System-Level Shortcuts
| Action | Mac | Windows |
|---|---|---|
| Switch apps | Cmd+Tab | Alt+Tab |
| Screenshot (selection) | Cmd+Shift+4 | Win+Shift+S |
| Screenshot (full screen) | Cmd+Shift+3 | PrtScn |
| Spotlight / Search | Cmd+Space | Win key |
| Lock screen | Cmd+Ctrl+Q | Win+L |
| Show desktop | Cmd+F3 or F11 | Win+D |
Cmd+Space (Spotlight on Mac) or Win key (Windows) is the fastest way to open any application. Don't search through folders or dock — just hit the shortcut, type the first 2-3 letters of the app name, and press Enter.
The Learning Strategy
Don't try to memorise all of these at once. That's overwhelming and you'll forget them all by tomorrow.
Week 1: Focus on the universal shortcuts you don't already use. Put a sticky note on your monitor with 3-5 new ones. Force yourself to use them instead of the mouse.
Week 2: Add the browser shortcuts. The tab management ones (new tab, reopen closed tab, switch tabs) are the highest value.
Week 3: Add the text editing shortcuts. These take longer to become muscle memory but have the biggest payoff for writing-heavy work.
The 30-day rule: It takes approximately 30 days of deliberate practice for a keyboard shortcut to become automatic. During that time, it will feel slower than using the mouse. Push through — the long-term gain is significant.
One More: The Clipboard Manager
Standard copy-paste only holds one item. A clipboard manager remembers your last 20+ copied items and lets you paste any of them.

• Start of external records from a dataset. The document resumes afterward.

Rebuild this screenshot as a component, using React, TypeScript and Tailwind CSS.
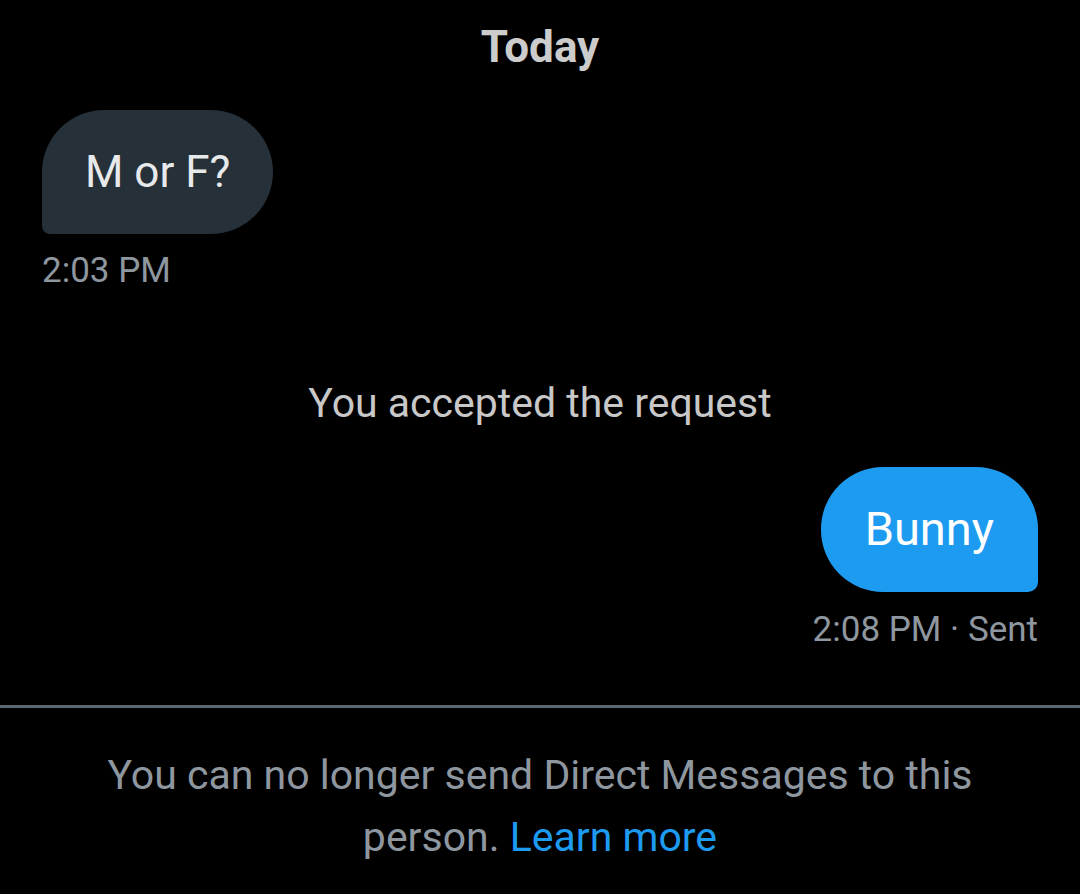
import React from "react";

const font = { fontFamily: "Roboto, 'Noto Sans', sans-serif" };

export default function App() {
    return (
        <div
            className="w-full h-[894px] bg-black flex flex-col overflow-hidden"
            style={font}
        >
            {/* Day header */}
            <div className="pt-[22px] text-center text-[44px] leading-[50px] font-bold text-[#cccccc]">
                Today
            </div>

            {/* Incoming message */}
            <div className="mt-[38px] px-[42px] flex flex-col items-start">
                <div className="h-[124px] flex items-center px-[43px] bg-[#253039] rounded-[62px] rounded-bl-[8px] text-[44px] text-[#e7e9ea]">
                    M or F?
                </div>
                <div className="mt-[17px] text-[35px] leading-[40px] text-[#8e979f]">
                    2:03 PM
                </div>
            </div>

            {/* System note */}
            <div className="mt-[88px] text-center text-[41px] leading-[48px] text-[#c8c8c8]">
                You accepted the request
            </div>

            {/* Outgoing message */}
            <div className="mt-[40px] px-[42px] flex flex-col items-end">
                <div className="h-[125px] flex items-center px-[44px] bg-[#1d9bf0] rounded-[62px] rounded-br-[10px] text-[47px] text-white">
                    Bunny
                </div>
                <div className="mt-[18px] text-[35px] leading-[40px] text-[#8e979f]">
                    2:08 PM · Sent
                </div>
            </div>

            <div className="mt-[55px] h-[3px] w-full bg-[#5b6670]" />

            {/* Footer notice */}
            <div className="pt-[36px] px-[90px] text-center text-[41px] leading-[62px] text-[#8e979f]">
                You can no longer send Direct Messages to this person.{" "}
                <span className="text-[#1d9bf0]">Learn more</span>
            </div>
        </div>
    );
}
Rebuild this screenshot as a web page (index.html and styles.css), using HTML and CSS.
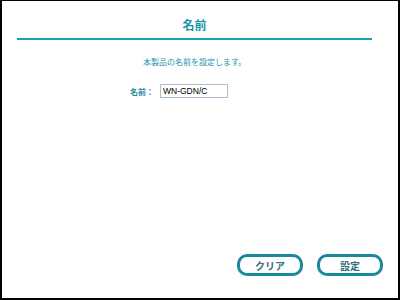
FILE: index.html
```html
<!DOCTYPE html>
<html lang="ja">
<head>
  <meta charset="UTF-8" />
  <title>名前</title>
  <link rel="stylesheet" href="styles.css">
</head>
<body>
  <div class="frame">
    <div class="header">
      <h1 class="title">名前</h1>
    </div>

    <p class="lead">本製品の名前を設定します。</p>

    <div class="field">
      <label for="devName" class="label">名前：</label>
      <input type="text" id="devName" class="input" value="WN-GDN/C">
    </div>

    <div class="spacer"></div>

    <div class="actions">
      <button class="btn">クリア</button>
      <button class="btn">設定</button>
    </div>
  </div>
</body>
</html>
```

FILE: styles.css
```css
html, body {
  margin: 0;
  padding: 0;
  background: #fff;
}

body {
  font-family: "Liberation Sans", "Noto Sans CJK JP", sans-serif;
}

.frame {
  width: 400px;
  height: 300px;
  box-sizing: border-box;
  border-style: solid;
  border-color: #000;
  border-width: 1px 2px 2px 2px;
  display: flex;
  flex-direction: column;
}

.header {
  margin: 17px 26px 0 15px;
  padding-bottom: 4px;
  border-bottom: 2px solid #1a9fb3;
}

.title {
  margin: 0;
  font-size: 12px;
  line-height: 16px;
  font-weight: bold;
  color: #1a93a8;
  text-align: center;
}

.lead {
  margin: 17px 26px 0 15px;
  font-size: 8px;
  line-height: 12px;
  color: #2396ab;
  text-align: center;
}

.field {
  display: flex;
  align-items: center;
  margin-top: 15px;
  padding-left: 128px;
}

.label {
  font-size: 8px;
  font-weight: bold;
  color: #1f8a9d;
  width: 30px;
}

.input {
  width: 68px;
  height: 14px;
  box-sizing: border-box;
  border: 1px solid #a9bfd6;
  padding: 0 2px;
  font-family: "Liberation Sans", sans-serif;
  font-size: 8.5px;
  color: #000;
  outline: none;
}

.spacer {
  flex: 1;
}

.actions {
  display: flex;
  justify-content: flex-end;
  gap: 14px;
  padding: 0 15px 22px 0;
}

.btn {
  width: 66px;
  height: 22px;
  box-sizing: border-box;
  border: 3px solid #178a9c;
  border-radius: 10px;
  background: #fff;
  color: #336f7d;
  font-family: "Noto Sans CJK JP", sans-serif;
  font-size: 10px;
  font-weight: bold;
  padding: 0;
  cursor: pointer;
}
```
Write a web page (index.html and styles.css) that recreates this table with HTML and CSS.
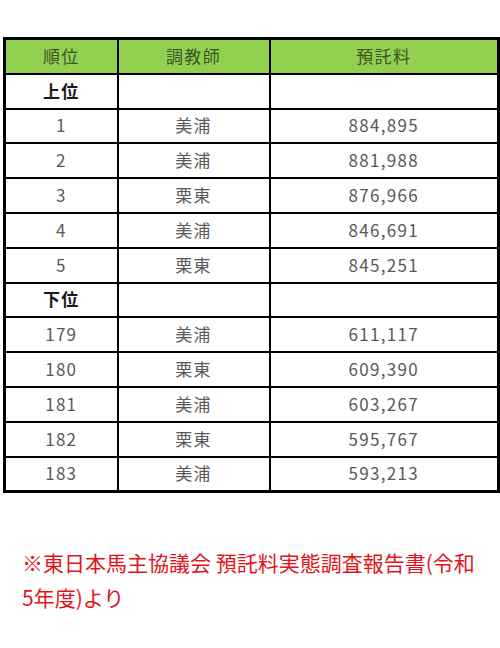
FILE: index.html
```html
<!DOCTYPE html>
<html lang="ja">
<head>
<meta charset="utf-8">
<link rel="stylesheet" href="styles.css">
</head>
<body>
<div class="page">
  <table class="fee-table">
    <colgroup>
      <col class="c1"><col class="c2"><col class="c3">
    </colgroup>
    <thead>
      <tr><th>順位</th><th>調教師</th><th>預託料</th></tr>
    </thead>
    <tbody>
      <tr class="section"><td>上位</td><td></td><td></td></tr>
      <tr><td>1</td><td>美浦</td><td>884,895</td></tr>
      <tr><td>2</td><td>美浦</td><td>881,988</td></tr>
      <tr><td>3</td><td>栗東</td><td>876,966</td></tr>
      <tr><td>4</td><td>美浦</td><td>846,691</td></tr>
      <tr><td>5</td><td>栗東</td><td>845,251</td></tr>
      <tr class="section"><td>下位</td><td></td><td></td></tr>
      <tr><td>179</td><td>美浦</td><td>611,117</td></tr>
      <tr><td>180</td><td>栗東</td><td>609,390</td></tr>
      <tr><td>181</td><td>美浦</td><td>603,267</td></tr>
      <tr><td>182</td><td>栗東</td><td>595,767</td></tr>
      <tr><td>183</td><td>美浦</td><td>593,213</td></tr>
    </tbody>
  </table>
  <p class="source">※東日本馬主協議会 預託料実態調査報告書(令和5年度)より</p>
</div>
</body>
</html>
```
FILE: styles.css
```css
html, body {
  margin: 0;
  padding: 0;
  background: #ffffff;
}
.page {
  padding: 37px 3px 0 3px;
}
.fee-table {
  width: 494px;
  border-collapse: collapse;
  table-layout: fixed;
  border: 3px solid #000;
  font-family: "Noto Sans CJK JP", "Noto Sans", sans-serif;
  font-size: 17px;
  letter-spacing: 1.3px;
  color: #595959;
}
.c1 { width: 113px; }
.c2 { width: 152px; }
.c3 { width: 229px; }
.fee-table th,
.fee-table td {
  border: 2px solid #000;
  height: 30.8px;
  padding: 0 0 2px 0;
  text-align: center;
  vertical-align: middle;
  line-height: 1;
}
.fee-table th {
  background: #92d050;
  color: #3d5426;
  font-weight: 400;
}
.section td {
  font-weight: 700;
  color: #1a1a1a;
}
.source {
  margin: 52px 0 0 19px;
  width: 462px;
  font-family: "Noto Sans CJK JP", "Noto Sans", sans-serif;
  font-size: 21px;
  line-height: 35px;
  color: #e2141c;
}
```
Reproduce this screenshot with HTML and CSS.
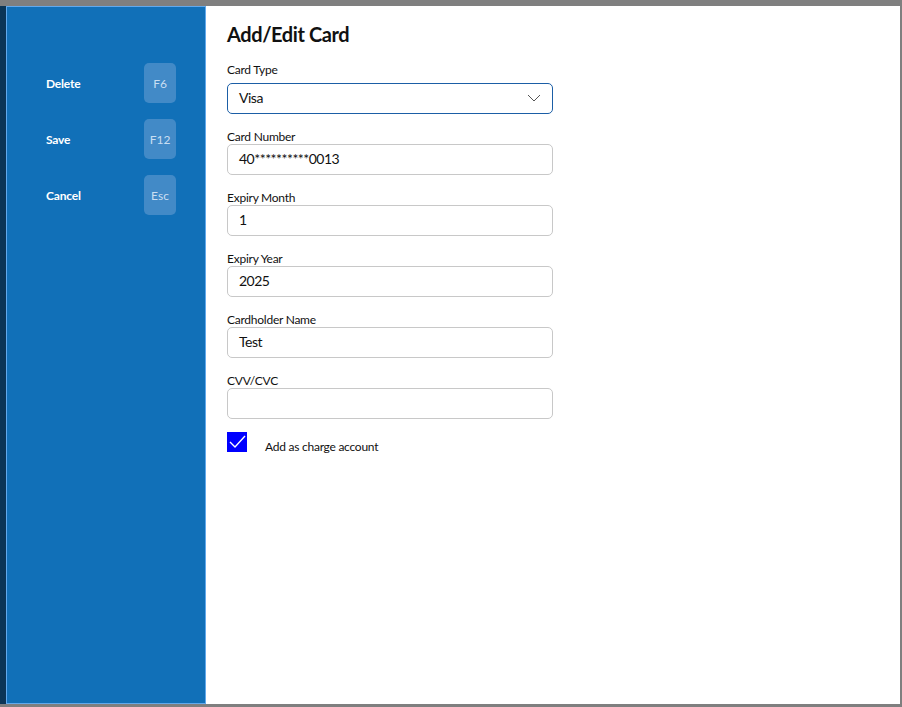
FILE: index.html
```html
<!DOCTYPE html>
<html>
<head>
<meta charset="utf-8">
<link rel="stylesheet" href="styles.css">
</head>
<body>
<div class="screen">
  <div class="strip"></div>
  <div class="modal">
    <aside class="sidebar">
      <div class="action"><span class="action-label">Delete</span><span class="key">F6</span></div>
      <div class="action"><span class="action-label">Save</span><span class="key">F12</span></div>
      <div class="action"><span class="action-label">Cancel</span><span class="key">Esc</span></div>
    </aside>
    <main class="content">
      <h1 class="title">Add/Edit Card</h1>
      <div class="field">
        <label class="label">Card Type</label>
        <div class="select">
          <span>Visa</span>
          <svg class="chev" width="14" height="8" viewBox="0 0 14 8"><path d="M1 1 L7 7 L13 1" fill="none" stroke="#555" stroke-width="1"/></svg>
        </div>
      </div>
      <div class="field">
        <label class="label">Card Number</label>
        <div class="input">40**********0013</div>
      </div>
      <div class="field">
        <label class="label">Expiry Month</label>
        <div class="input">1</div>
      </div>
      <div class="field">
        <label class="label">Expiry Year</label>
        <div class="input">2025</div>
      </div>
      <div class="field">
        <label class="label">Cardholder Name</label>
        <div class="input">Test</div>
      </div>
      <div class="field">
        <label class="label">CVV/CVC</label>
        <div class="input"></div>
      </div>
      <div class="check-row">
        <span class="checkbox"><svg width="20" height="20" viewBox="0 0 20 20"><path d="M3 10 L8 15 L18 4" fill="none" stroke="#fff" stroke-width="1.4"/></svg></span>
        <span class="check-label">Add as charge account</span>
      </div>
    </main>
  </div>
</div>
</body>
</html>
```

FILE: styles.css
```css
* { box-sizing: border-box; }
html, body { margin: 0; padding: 0; }
body {
  background: #7f7f7f;
  font-family: Lato, "Noto Sans", sans-serif;
  width: 902px;
  height: 707px;
  overflow: hidden;
}
.screen {
  display: flex;
  padding: 6px 2px 3px 0;
  height: 707px;
}
.strip {
  width: 6px;
  background: #0b3556;
}
.modal {
  flex: 1;
  display: flex;
  background: #fff;
}
.sidebar {
  width: 200px;
  background: #1170b8;
  border: 1px solid #62a9ec;
  padding-top: 56px;
  padding-left: 39px;
  display: flex;
  flex-direction: column;
  gap: 16px;
}
.action {
  display: flex;
  align-items: center;
  width: 130px;
  justify-content: space-between;
  height: 40px;
}
.action-label {
  color: #fff;
  font-size: 12px;
  font-weight: 700;
  letter-spacing: -0.2px;
}
.key {
  width: 32px;
  height: 40px;
  border-radius: 5px;
  background: #428ac7;
  color: #c9def2;
  font-size: 12px;
  display: flex;
  align-items: center;
  justify-content: center;
}
.content {
  flex: 1;
  padding: 16px 0 0 21px;
}
.title {
  margin: 0 0 17px 0;
  font-size: 20px;
  font-weight: 700;
  color: #111;
  line-height: 24px;
  letter-spacing: -0.4px;
}
.field {
  display: flex;
  flex-direction: column;
  width: 326px;
  margin-bottom: 16px;
}
.label {
  font-size: 12px;
  color: #111;
  line-height: 14px;
  letter-spacing: -0.25px;
}
.input, .select {
  height: 31px;
  border: 1px solid #c8c8c8;
  border-radius: 5px;
  padding: 0 11px 2px 11px;
  display: flex;
  align-items: center;
  font-size: 14px;
  color: #111;
  letter-spacing: -0.5px;
}
.select {
  margin-top: 6px;
  border-color: #1b5ea6;
  justify-content: space-between;
}
.check-row {
  display: flex;
  align-items: center;
  margin-top: -3px;
  height: 20px;
}
.checkbox {
  width: 20px;
  height: 20px;
  background: #0000ff;
  display: flex;
}
.check-label {
  margin-left: 18px;
  margin-top: 9px;
  font-size: 12px;
  color: #111;
  letter-spacing: -0.25px;
}
```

- Mac: Built into macOS — use the Finder's clipboard (limited) or install Raycast (free) which includes an excellent clipboard history
- Windows: Press Win+V to enable and access clipboard history (built into Windows 10/11)
This eliminates the cycle of "copy thing A, switch to destination, paste, switch back, copy thing B, switch to destination, paste." Instead: copy A, copy B, copy C, switch once, paste A, paste B, paste C.